A multisport competition is a family of athletic competitions in which athletes race in a continuous series of stages or "legs", and rapidly switch from one athletic discipline to another in order to achieve the best overall time. Most multisport events are endurance races, consisting of aerobic activities such as cycling, running, kayaking and cross-country skiing.

Familiar events from the Olympic Games such as the pentathlon, heptathlon, octathlon, decathlon, and modern pentathlon are not usually considered to fall in this category, because their individual components are not held back-to-back.

==Standard multisport events==
The world of multisport competitions has grown from the older and more traditional triathlon and duathlon competitions, and today includes a large number of variations. There is quite a bit of variation in the naming of these events; the more common and most standardized names are listed here.

| Sport name | Stages | Governing body |
|---|---|---|
| Ski orienteering | Cross-country skiing, orienteering | International Orienteering Federation |
| Triathlon | Swimming, cycling, running | International Triathlon Union |
| Cross triathlon | Swimming, mountain biking, trail running | International Triathlon Union |
| Duathlon | Running, cycling, running | International Triathlon Union |
| Cross duathlon | Mountain biking, trail running | International Triathlon Union |
| Indoor triathlon |  |  |
| Swimrun | Multiple swim and run (without transition zone) | World Swimrun Federation |
| Aquathlon | Swimming, running | International Triathlon Union |
| Biathle | Running, swimming, running | Union Internationale de Pentathlon Moderne |
| Biathlon | Cross-country skiing, rifle shooting | International Biathlon Union |
| Aquabike | Swimming, cycling | International Triathlon Union |
| Quadrathlon | Swimming, kayaking, cycling, running | World Quadrathlon Federation |
| Rowathlon | Indoor rowing, cycling, running | None—considered an indoor triathlon event |
| Winter triathlon | Running, cycling, cross-country skiing | International Triathlon Union |
| Winter quadrathlon | Cycling, running, cross-country skiing, snowshoeing | World Quadrathlon Federation |

Adventure racing includes races which comprise a number of different stages of different types. In many adventure races, the competitors do not know some or all of the stages before the race, and must handle unexpected challenges. A team normally consists of 4 people, with at least 1 female. All team members must stay together at all times.

== Related events ==
Biathlon, which consists of alternating stages of cross-country skiing and shooting, is often confused with duathlon because of the similarity in names. Some consider biathlon to be a form of multisport event, while others exclude it from the category because the athlete's score includes shooting accuracy in addition to total race time.

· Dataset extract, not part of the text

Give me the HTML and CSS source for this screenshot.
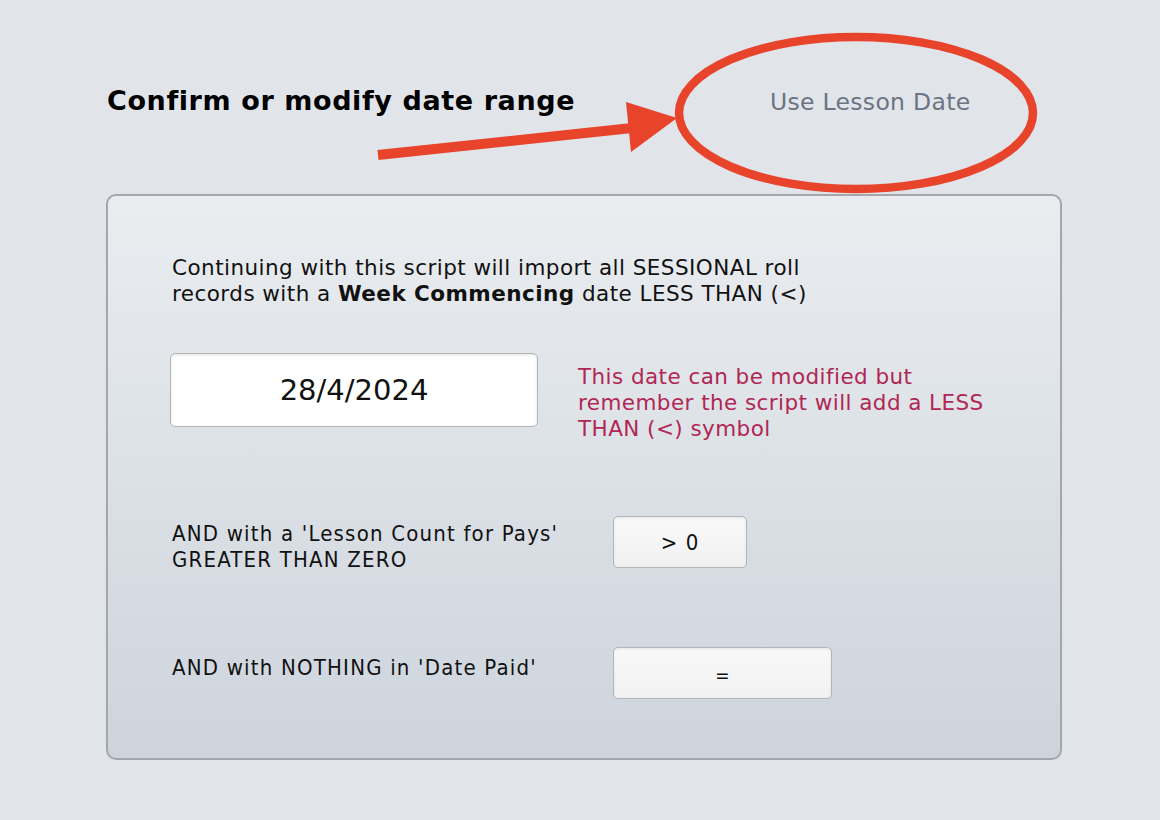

Coast to Coast is a multisport race held in New Zealand's South Island. Starting at Kumara Beach on the Tasman Sea and finishing at Sumner Beach on the Pacific Ocean, the 243 km race involves a 3 km run, a 55 km cycle, a 33 km mountain run, a 15 km cycle, a 67 km kayak, and a 70 km cycle.

There are also three military multisports, mainly participated in by militaries at the World Military Games and world championships: aeronautical pentathlon, military pentathlon, and naval pentathlon.